## START
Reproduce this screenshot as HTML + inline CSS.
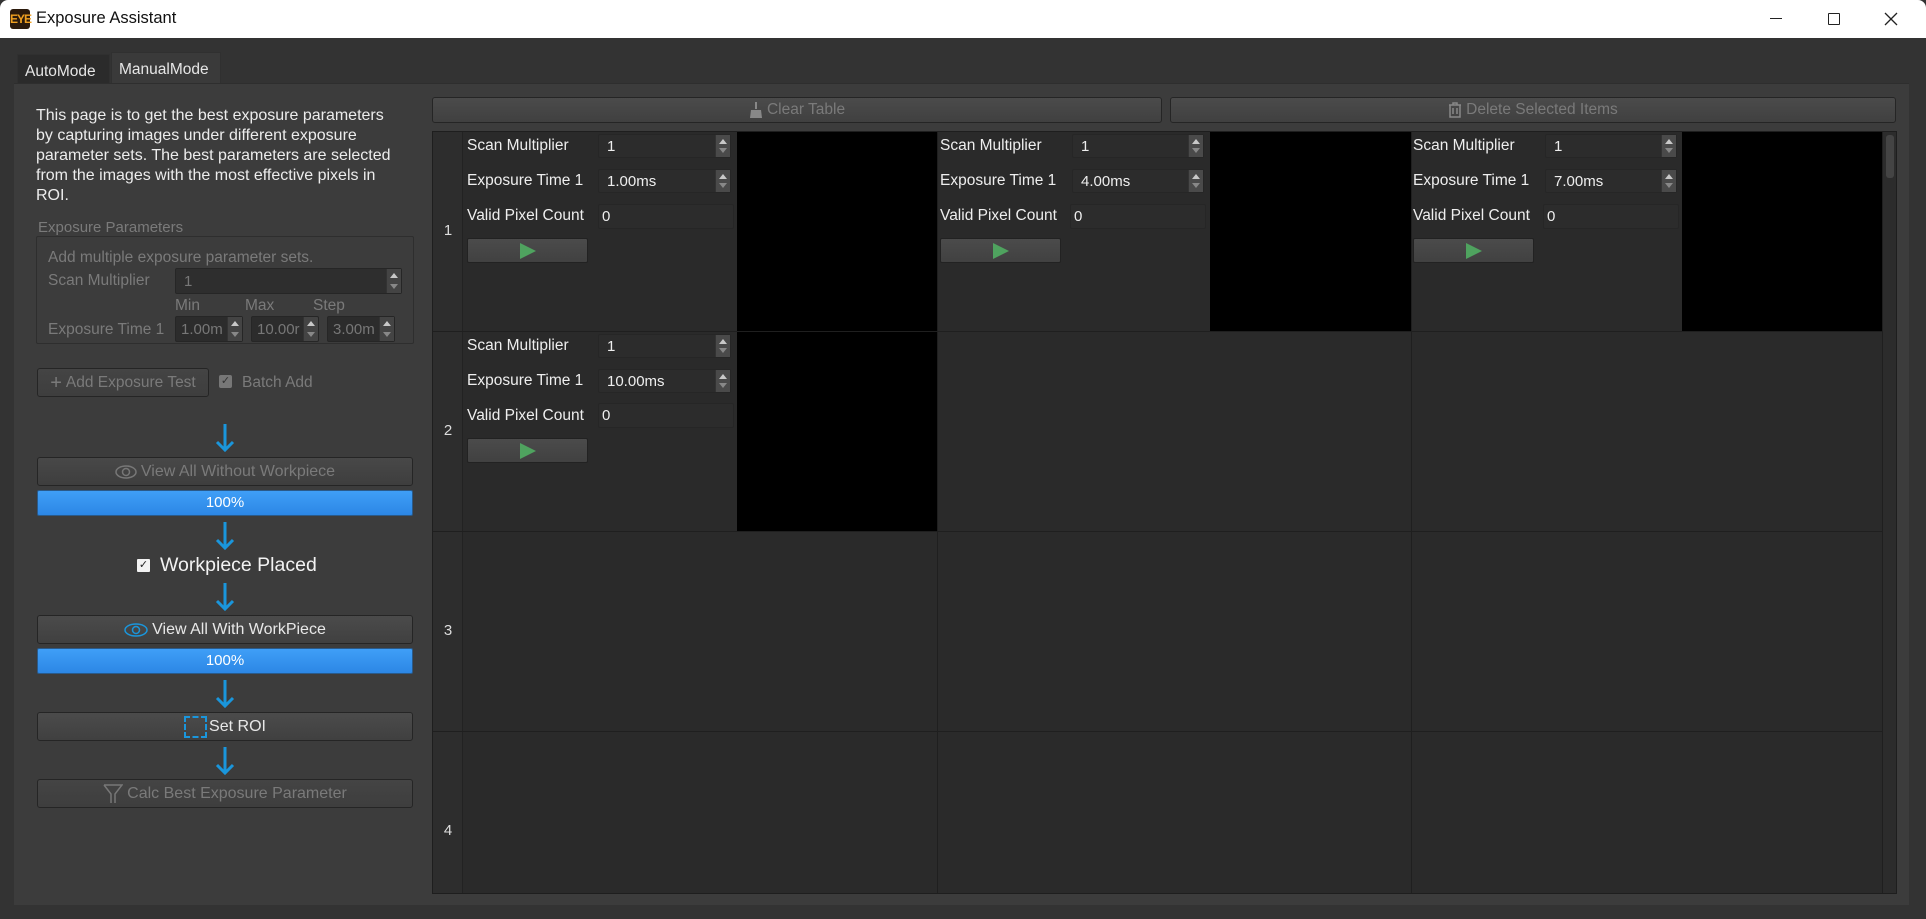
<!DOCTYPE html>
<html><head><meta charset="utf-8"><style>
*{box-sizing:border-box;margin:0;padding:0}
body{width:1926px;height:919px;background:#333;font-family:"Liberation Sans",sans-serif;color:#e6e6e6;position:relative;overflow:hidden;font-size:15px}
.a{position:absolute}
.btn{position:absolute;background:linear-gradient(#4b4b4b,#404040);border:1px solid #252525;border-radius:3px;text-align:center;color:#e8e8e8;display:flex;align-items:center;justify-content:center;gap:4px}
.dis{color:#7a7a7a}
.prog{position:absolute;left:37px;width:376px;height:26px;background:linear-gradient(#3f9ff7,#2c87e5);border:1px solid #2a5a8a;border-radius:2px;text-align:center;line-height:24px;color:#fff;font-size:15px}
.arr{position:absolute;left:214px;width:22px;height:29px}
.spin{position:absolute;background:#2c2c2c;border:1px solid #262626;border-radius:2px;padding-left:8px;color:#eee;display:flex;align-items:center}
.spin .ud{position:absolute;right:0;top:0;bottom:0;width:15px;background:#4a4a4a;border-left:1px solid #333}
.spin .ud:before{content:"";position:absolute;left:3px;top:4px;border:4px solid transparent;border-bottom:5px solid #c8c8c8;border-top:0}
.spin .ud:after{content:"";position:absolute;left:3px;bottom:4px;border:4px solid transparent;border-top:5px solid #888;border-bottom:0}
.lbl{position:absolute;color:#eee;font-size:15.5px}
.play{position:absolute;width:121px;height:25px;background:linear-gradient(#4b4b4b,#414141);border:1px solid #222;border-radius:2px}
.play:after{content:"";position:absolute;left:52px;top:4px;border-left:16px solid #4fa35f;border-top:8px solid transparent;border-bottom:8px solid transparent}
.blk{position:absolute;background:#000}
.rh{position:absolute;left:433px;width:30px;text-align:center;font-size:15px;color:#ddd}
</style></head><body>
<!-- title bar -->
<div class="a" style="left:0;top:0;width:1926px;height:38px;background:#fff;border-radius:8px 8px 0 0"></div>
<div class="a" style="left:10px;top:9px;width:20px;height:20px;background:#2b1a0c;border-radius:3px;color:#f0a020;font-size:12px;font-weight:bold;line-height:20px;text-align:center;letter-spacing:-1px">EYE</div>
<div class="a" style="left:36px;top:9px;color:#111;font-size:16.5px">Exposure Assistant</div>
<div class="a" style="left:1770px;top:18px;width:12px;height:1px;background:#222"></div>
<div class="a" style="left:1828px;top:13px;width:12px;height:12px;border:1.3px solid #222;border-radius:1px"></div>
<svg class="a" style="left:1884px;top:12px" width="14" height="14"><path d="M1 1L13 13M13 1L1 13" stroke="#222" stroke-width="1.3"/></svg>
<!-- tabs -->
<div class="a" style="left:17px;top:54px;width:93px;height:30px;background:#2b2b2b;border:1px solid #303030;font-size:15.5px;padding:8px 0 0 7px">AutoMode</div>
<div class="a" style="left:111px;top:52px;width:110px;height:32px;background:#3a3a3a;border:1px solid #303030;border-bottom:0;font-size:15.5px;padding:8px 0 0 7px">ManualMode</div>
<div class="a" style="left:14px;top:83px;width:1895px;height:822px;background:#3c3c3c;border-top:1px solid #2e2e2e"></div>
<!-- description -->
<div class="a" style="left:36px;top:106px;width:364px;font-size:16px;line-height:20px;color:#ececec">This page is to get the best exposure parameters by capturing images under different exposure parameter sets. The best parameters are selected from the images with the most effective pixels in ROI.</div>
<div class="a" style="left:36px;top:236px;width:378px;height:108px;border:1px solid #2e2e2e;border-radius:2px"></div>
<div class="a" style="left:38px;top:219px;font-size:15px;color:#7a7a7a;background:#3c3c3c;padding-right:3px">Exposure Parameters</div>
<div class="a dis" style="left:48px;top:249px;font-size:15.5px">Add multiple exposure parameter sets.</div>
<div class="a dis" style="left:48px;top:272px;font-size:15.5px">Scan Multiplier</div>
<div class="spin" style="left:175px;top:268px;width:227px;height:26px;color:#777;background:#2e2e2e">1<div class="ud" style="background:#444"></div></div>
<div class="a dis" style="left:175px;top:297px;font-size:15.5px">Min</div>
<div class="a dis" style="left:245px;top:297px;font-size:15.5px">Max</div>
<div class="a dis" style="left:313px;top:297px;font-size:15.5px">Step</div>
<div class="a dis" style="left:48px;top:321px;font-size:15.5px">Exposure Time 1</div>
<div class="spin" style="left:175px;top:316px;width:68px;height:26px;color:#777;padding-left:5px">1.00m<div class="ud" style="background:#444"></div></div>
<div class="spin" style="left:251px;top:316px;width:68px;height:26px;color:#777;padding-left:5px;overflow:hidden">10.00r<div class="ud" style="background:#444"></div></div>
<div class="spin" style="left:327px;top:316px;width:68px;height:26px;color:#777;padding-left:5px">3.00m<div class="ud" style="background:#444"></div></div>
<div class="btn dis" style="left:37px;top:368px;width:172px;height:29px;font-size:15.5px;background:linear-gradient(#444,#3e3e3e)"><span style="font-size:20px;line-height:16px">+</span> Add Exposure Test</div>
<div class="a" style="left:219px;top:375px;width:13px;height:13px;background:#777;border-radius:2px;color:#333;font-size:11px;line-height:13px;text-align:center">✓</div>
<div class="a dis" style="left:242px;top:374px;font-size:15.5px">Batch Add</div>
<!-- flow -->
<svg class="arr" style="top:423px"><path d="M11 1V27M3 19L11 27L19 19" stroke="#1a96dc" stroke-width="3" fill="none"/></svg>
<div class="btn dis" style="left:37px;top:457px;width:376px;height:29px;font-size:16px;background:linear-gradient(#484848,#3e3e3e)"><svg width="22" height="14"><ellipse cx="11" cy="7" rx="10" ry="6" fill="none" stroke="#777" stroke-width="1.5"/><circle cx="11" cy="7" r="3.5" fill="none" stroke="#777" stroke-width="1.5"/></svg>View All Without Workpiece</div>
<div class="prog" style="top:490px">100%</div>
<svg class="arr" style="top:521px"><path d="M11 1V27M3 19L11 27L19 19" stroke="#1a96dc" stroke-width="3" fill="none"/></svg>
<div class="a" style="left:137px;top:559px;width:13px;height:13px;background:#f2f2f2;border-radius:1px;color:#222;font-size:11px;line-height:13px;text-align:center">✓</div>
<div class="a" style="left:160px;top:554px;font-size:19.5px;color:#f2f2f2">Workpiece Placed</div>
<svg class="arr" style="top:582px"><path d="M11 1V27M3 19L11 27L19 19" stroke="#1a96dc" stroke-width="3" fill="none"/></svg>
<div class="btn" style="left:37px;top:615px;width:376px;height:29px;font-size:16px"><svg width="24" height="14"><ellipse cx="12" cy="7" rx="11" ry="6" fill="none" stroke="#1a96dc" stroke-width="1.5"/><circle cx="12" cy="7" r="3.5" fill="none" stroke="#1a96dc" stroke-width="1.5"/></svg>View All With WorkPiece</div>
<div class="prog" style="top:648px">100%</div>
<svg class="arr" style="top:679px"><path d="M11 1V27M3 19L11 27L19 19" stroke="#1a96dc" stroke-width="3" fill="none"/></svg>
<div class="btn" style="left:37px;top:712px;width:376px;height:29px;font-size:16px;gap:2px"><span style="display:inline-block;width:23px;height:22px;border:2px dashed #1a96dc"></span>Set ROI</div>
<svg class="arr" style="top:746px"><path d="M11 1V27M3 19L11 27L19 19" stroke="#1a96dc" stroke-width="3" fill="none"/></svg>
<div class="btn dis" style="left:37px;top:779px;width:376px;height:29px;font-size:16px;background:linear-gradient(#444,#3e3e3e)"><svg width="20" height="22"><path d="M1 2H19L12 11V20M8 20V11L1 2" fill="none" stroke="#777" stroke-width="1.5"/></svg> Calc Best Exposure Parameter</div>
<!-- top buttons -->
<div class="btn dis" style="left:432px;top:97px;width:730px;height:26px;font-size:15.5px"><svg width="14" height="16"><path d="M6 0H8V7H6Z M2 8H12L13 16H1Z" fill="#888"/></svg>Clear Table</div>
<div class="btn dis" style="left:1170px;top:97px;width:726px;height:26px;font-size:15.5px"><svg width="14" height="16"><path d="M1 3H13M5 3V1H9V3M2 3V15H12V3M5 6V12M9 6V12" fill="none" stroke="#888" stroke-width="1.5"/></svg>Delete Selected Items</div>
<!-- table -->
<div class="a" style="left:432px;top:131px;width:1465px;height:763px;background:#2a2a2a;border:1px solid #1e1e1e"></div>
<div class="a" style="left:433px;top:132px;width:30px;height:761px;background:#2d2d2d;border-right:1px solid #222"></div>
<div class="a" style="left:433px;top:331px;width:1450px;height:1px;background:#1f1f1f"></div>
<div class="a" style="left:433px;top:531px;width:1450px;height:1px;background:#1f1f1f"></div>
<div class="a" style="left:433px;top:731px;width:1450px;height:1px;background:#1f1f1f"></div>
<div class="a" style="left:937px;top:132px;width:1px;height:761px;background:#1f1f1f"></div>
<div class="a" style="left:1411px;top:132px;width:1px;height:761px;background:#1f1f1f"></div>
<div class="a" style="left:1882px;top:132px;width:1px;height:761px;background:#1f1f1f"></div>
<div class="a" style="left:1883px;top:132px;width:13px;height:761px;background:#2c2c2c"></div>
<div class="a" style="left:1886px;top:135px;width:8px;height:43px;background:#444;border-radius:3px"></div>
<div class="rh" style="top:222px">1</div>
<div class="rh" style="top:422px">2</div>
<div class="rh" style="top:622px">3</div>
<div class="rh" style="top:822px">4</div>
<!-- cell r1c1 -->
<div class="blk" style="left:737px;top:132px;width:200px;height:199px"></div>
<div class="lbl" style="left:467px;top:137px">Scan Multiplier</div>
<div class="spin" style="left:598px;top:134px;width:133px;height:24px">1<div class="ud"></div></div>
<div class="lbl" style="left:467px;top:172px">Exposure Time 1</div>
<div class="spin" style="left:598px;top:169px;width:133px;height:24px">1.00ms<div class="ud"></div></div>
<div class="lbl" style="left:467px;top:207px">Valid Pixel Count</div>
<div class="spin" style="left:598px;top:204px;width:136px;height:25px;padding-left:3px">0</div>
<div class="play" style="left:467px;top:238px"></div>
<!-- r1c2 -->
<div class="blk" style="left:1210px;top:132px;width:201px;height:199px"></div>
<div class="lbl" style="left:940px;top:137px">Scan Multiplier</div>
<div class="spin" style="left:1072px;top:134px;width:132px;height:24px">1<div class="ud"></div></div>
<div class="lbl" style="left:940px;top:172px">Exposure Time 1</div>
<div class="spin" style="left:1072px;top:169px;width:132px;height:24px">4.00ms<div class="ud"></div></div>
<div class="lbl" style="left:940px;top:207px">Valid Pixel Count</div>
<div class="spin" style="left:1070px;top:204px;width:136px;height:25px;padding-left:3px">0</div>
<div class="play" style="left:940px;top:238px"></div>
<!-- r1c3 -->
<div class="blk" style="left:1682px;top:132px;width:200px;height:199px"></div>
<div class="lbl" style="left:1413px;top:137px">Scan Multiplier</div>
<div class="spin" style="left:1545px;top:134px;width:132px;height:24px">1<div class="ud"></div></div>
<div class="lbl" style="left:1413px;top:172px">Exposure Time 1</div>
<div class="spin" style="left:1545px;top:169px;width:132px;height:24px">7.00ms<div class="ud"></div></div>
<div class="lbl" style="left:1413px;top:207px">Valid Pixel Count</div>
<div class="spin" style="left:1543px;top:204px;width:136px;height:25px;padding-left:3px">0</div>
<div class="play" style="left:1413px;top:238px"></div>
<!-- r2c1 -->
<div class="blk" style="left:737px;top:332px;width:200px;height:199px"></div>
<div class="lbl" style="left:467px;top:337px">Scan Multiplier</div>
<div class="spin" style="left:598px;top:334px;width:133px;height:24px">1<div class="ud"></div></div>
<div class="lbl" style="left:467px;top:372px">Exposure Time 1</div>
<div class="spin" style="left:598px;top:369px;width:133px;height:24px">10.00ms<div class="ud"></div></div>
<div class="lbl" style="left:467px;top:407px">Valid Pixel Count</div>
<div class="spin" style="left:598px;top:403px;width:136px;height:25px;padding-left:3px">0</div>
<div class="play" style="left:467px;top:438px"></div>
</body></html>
## END
> **What needs to be done**
Report only the number of lines in the listing that contain the word "inline".

> **Result for this exercise**
2